Мир и трансценденция, начиная с первого языка, к которому всякий следующий язык относится как его исполнение, представляют единство без тождества. Если мысль хочет произвести понимание их на третьем языке, то она начинает как рассудок. Для рассудка вообще, который и трансценденцию может мыслить только как существование, находящееся на том же уровне, что и мир, или мир есть все: мир — это Бог, или же он есть мир и трансценденция; в таком случае они суть два, и трансценденция есть потустороннее иное существование, которого здесь нет. Для рассудка сохраняет силу эта альтернатива между пантеизмом и потусторонностью трансценденции; но если экзистенция удостоверяется в трансценденции, то она улавливает ее лишь в единстве с миром. Поскольку это единство сохраняет в то же время совершенную инаковость трансценденции по отношению к существованию, то его невозможно видеть ни как один только мир, ни как чистую трансценденцию.
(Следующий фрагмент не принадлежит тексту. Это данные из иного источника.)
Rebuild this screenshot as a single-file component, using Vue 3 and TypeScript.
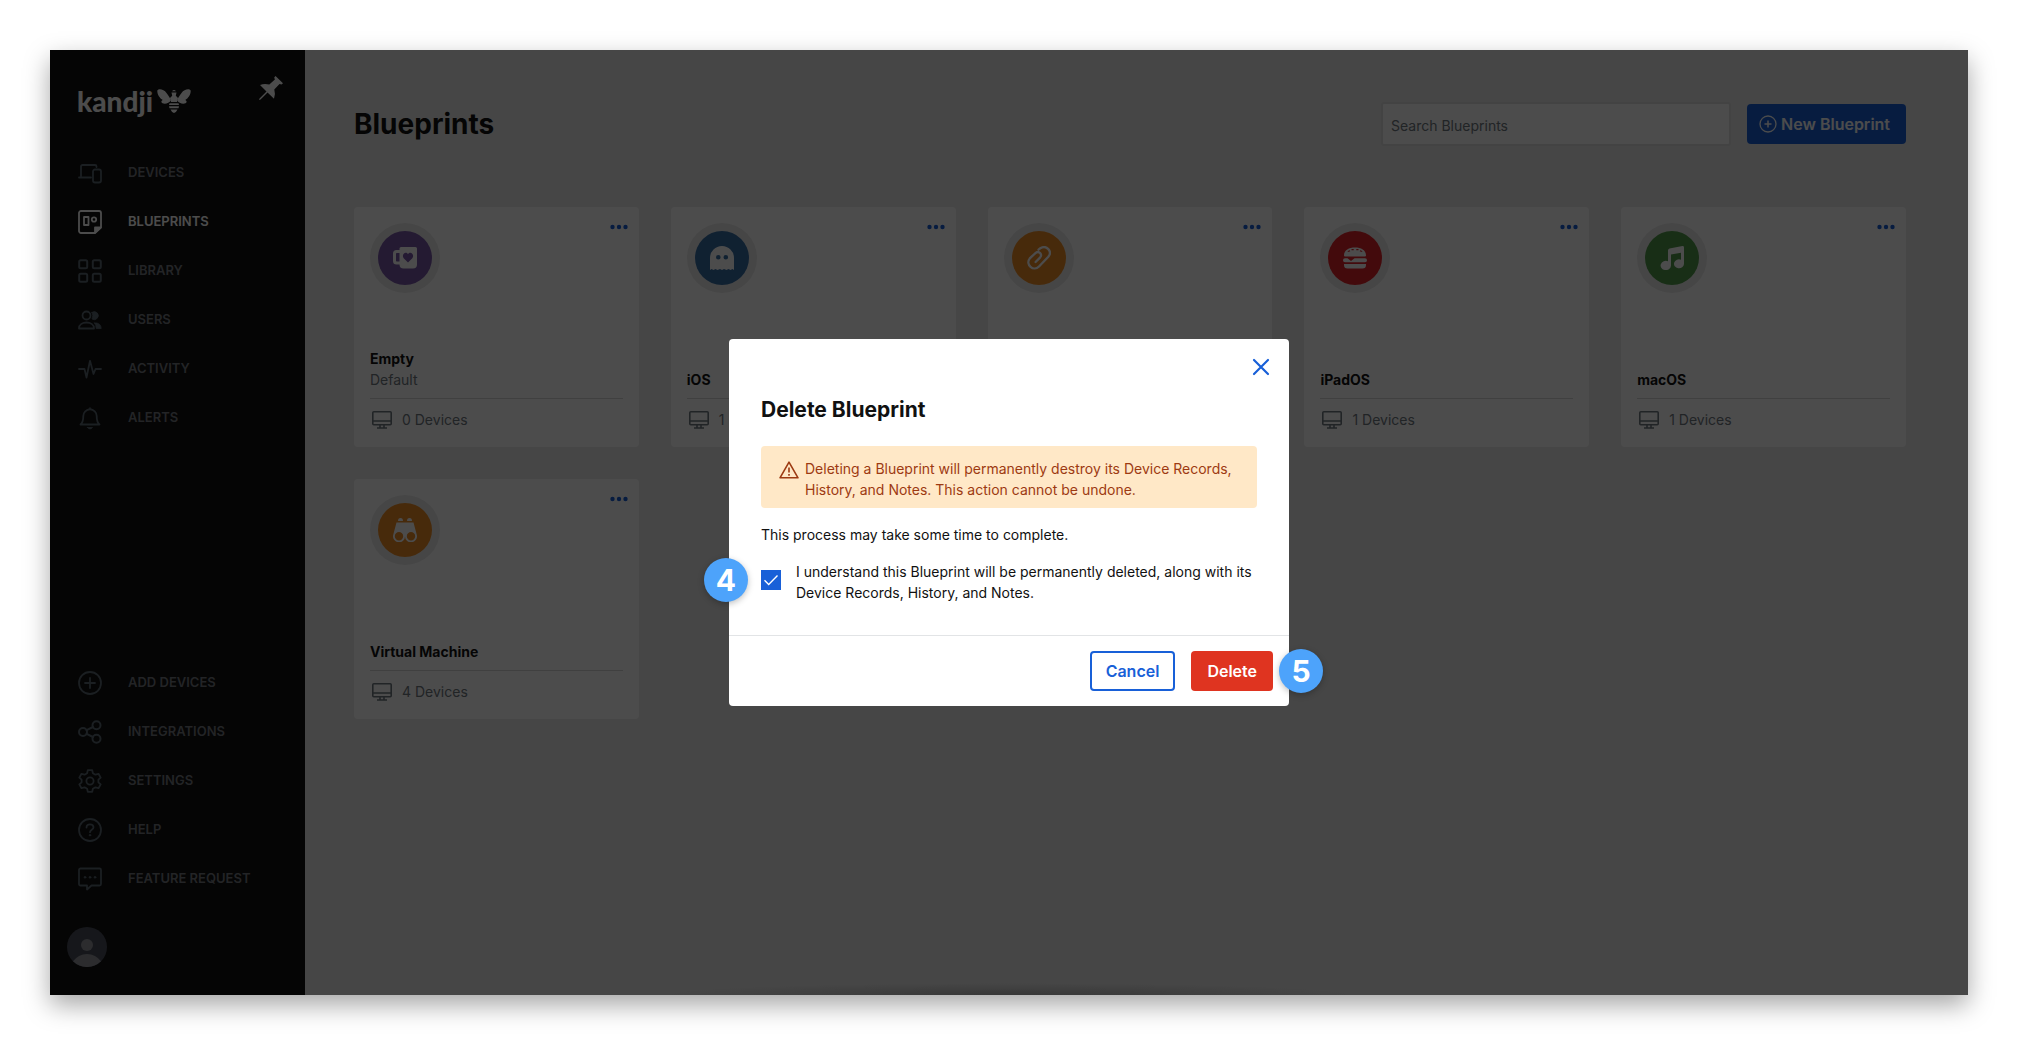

Для трансцендирования, совершаемого экзистенцией, альтернатива рассудка представляет собою уклонение, будь то уклонение в сторону лишенной трансценденции пантеистической имманентности, будь то в сторону потусторонней безмирной трансценденции. В подлинном трансцендировании совершается самое глубокое утверждение мира, какое вообще возможно, по отношению к мировому существованию как тайнописи, потому что в этой тайнописи как преображенном облике мира втайне слышится язык трансценденции. В разделении же мира и трансценденции невозможно было бы без иллюзий никакое утверждение мира, ибо лишенное прозрачности существование не имеет удовлетворения в самом себе.
Поэтому вера, преодолевая рассудок, фиксирующий различие между миром и трансценденцией как абсолютное, или же совершенно отрицающий это различие, пытается, на третьем языке, объективировать ту диалектику, которая, изначально присутствуя в тайнописи, доступна спекуляции только в форме мышления, в своем движении снимающего самое себя.